* Objective
Return only the number of lines in the entries below that hold the word "with".

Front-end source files
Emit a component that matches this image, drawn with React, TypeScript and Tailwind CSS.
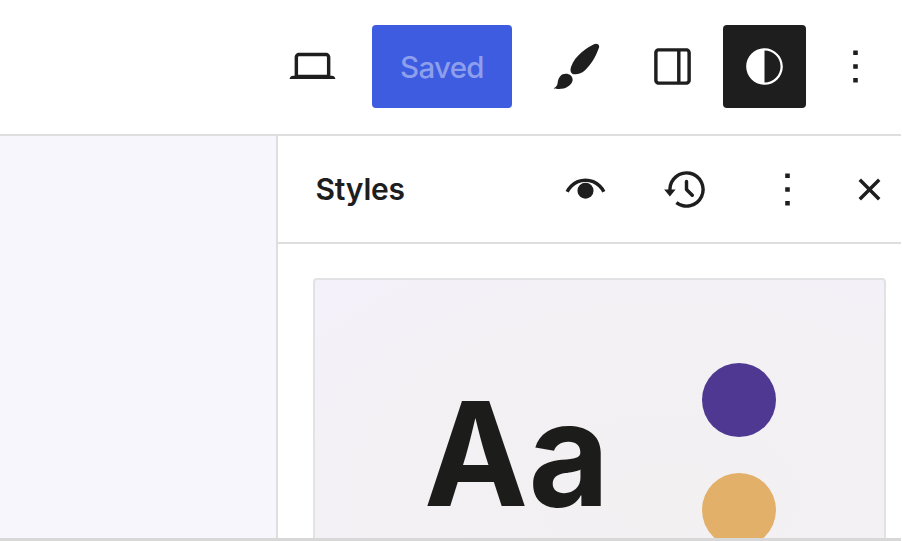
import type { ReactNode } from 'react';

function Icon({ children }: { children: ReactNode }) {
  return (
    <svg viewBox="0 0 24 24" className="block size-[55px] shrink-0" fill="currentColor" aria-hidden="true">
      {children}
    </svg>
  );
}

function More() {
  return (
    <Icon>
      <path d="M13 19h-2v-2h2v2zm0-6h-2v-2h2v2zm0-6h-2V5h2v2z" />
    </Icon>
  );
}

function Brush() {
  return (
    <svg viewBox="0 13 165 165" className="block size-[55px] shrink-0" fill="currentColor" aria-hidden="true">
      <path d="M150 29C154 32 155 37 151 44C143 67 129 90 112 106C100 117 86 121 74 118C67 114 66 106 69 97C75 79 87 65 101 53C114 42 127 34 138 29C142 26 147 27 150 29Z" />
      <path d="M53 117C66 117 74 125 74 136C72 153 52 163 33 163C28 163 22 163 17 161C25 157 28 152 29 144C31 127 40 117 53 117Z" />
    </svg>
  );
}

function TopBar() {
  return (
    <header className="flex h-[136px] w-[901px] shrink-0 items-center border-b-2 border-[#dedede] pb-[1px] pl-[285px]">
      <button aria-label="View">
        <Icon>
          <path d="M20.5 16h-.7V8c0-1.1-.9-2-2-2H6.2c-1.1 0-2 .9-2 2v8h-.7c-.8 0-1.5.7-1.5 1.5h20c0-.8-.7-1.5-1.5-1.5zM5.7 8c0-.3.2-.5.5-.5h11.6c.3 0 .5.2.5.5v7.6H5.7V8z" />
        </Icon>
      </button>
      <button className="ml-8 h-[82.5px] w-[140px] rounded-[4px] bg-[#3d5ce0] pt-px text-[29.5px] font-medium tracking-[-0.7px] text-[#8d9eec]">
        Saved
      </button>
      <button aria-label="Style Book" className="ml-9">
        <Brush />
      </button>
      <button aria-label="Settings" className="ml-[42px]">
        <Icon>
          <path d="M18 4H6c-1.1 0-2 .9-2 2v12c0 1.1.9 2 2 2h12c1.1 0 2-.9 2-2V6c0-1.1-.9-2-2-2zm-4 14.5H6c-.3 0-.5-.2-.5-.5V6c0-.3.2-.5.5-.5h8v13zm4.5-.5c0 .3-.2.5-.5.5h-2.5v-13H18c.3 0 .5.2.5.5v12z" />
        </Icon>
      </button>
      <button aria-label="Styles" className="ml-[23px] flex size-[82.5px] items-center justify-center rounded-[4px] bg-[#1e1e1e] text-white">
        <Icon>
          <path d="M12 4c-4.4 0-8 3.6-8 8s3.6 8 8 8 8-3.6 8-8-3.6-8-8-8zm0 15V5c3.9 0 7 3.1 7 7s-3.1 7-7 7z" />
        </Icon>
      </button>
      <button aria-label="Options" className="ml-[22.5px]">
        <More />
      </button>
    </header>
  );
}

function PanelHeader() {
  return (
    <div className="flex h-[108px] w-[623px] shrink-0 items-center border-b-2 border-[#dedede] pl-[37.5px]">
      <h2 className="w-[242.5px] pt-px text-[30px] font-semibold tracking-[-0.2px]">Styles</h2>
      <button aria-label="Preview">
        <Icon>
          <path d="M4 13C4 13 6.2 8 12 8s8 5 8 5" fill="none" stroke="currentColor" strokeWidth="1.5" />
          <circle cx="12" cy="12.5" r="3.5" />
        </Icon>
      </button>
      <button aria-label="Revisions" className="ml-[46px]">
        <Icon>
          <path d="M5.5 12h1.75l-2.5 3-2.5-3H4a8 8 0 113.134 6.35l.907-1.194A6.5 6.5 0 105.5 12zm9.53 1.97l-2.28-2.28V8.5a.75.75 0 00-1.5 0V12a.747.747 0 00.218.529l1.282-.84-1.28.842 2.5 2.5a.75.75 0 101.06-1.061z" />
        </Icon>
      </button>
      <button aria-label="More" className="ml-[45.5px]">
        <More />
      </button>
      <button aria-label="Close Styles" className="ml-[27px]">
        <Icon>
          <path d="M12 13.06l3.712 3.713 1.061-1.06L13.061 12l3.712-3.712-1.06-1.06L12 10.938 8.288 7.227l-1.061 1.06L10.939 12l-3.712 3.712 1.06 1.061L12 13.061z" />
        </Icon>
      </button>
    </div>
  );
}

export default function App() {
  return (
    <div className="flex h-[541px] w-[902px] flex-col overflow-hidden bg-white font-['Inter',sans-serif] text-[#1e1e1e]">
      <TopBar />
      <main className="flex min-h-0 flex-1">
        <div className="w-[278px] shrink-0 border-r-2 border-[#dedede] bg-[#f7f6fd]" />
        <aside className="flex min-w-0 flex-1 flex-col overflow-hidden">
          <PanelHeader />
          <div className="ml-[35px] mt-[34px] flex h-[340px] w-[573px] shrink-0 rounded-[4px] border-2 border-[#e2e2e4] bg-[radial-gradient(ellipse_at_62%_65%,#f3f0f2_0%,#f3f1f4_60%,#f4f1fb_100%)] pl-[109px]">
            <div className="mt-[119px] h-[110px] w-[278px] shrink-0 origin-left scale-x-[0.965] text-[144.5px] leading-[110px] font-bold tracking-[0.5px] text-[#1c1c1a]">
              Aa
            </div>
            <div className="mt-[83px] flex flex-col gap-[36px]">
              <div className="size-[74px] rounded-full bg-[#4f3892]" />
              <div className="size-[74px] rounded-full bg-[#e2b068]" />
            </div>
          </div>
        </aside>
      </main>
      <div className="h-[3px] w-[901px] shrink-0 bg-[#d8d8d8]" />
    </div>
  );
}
* * *
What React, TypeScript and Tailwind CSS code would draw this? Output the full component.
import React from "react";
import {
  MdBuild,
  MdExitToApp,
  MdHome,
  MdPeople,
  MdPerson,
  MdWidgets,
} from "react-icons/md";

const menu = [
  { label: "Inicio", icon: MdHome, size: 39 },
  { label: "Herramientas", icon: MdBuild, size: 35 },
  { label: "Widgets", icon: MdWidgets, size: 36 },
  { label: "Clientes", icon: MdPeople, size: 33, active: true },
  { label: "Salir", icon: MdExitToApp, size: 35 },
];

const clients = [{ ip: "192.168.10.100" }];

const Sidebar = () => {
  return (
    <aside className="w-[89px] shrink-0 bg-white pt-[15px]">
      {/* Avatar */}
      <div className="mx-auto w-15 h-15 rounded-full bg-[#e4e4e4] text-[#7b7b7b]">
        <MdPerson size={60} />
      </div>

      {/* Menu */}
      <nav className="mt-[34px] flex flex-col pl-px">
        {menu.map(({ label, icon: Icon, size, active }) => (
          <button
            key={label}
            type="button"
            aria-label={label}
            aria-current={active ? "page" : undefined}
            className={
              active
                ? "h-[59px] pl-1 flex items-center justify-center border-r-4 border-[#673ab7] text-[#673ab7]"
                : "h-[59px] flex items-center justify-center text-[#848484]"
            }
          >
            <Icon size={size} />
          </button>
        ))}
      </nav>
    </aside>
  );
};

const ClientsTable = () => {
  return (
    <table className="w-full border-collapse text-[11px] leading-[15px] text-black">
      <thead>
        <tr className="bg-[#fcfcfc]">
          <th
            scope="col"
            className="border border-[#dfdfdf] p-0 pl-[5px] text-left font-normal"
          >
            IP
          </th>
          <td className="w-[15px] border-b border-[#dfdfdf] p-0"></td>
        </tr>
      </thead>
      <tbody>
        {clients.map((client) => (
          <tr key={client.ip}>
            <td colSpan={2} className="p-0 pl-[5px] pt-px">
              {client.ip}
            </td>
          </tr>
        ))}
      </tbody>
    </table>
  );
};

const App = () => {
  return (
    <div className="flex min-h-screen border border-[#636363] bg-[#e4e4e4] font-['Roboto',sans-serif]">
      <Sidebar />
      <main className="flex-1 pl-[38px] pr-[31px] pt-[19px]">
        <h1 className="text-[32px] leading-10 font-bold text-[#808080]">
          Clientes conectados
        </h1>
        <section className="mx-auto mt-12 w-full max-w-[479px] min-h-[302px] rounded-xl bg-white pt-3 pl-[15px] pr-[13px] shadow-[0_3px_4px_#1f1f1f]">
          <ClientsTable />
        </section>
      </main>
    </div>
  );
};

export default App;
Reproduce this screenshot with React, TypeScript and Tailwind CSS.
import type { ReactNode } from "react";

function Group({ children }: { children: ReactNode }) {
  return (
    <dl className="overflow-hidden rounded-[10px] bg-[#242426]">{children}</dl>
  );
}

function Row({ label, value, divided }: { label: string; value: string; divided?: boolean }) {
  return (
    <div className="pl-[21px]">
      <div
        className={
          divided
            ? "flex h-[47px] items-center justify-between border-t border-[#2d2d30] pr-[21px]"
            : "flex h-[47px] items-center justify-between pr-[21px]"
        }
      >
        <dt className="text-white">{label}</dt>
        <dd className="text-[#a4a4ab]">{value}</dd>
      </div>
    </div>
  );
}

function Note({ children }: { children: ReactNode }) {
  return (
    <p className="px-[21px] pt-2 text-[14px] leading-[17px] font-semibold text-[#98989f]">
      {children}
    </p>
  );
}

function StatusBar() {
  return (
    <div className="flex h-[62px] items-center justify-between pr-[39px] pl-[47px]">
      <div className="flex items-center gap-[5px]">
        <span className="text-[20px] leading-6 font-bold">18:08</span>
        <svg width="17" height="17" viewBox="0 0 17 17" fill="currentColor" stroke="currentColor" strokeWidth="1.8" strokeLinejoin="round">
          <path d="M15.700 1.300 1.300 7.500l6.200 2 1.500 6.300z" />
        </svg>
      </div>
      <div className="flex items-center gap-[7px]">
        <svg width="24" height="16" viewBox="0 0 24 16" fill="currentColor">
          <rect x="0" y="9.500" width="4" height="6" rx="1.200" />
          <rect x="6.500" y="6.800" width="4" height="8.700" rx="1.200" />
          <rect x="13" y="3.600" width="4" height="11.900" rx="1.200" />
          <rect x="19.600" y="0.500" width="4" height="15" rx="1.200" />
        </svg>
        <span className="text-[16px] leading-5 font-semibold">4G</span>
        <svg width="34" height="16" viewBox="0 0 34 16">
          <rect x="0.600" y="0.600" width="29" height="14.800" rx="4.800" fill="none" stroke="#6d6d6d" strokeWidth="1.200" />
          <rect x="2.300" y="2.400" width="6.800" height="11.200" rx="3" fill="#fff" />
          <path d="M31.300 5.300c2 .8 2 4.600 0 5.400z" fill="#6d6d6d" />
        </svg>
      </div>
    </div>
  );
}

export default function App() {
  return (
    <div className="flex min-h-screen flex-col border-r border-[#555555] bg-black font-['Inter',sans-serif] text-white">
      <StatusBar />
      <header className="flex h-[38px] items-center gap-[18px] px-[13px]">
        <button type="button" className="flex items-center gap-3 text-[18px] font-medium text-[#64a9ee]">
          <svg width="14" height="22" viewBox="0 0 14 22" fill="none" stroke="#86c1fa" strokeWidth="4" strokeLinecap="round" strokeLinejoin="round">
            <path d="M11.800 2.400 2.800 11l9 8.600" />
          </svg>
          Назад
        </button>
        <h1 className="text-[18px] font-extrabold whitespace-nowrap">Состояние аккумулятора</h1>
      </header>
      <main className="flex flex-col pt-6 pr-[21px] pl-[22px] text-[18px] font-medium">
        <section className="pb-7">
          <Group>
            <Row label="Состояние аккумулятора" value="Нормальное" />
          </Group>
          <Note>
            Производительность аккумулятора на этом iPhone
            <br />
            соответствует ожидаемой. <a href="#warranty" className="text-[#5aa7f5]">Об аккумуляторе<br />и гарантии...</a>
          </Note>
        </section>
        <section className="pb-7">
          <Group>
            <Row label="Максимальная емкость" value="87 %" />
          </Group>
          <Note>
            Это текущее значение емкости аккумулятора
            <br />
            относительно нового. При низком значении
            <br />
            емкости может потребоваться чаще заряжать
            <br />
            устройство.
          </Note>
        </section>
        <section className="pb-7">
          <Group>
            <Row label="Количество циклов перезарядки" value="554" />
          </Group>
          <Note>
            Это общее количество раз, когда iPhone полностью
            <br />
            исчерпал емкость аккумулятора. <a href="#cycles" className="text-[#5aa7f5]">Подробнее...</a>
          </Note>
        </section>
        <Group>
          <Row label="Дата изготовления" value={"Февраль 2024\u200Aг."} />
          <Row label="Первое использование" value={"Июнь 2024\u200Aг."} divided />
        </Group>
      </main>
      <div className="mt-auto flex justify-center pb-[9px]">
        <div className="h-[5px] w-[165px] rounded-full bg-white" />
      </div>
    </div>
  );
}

* The completed task
2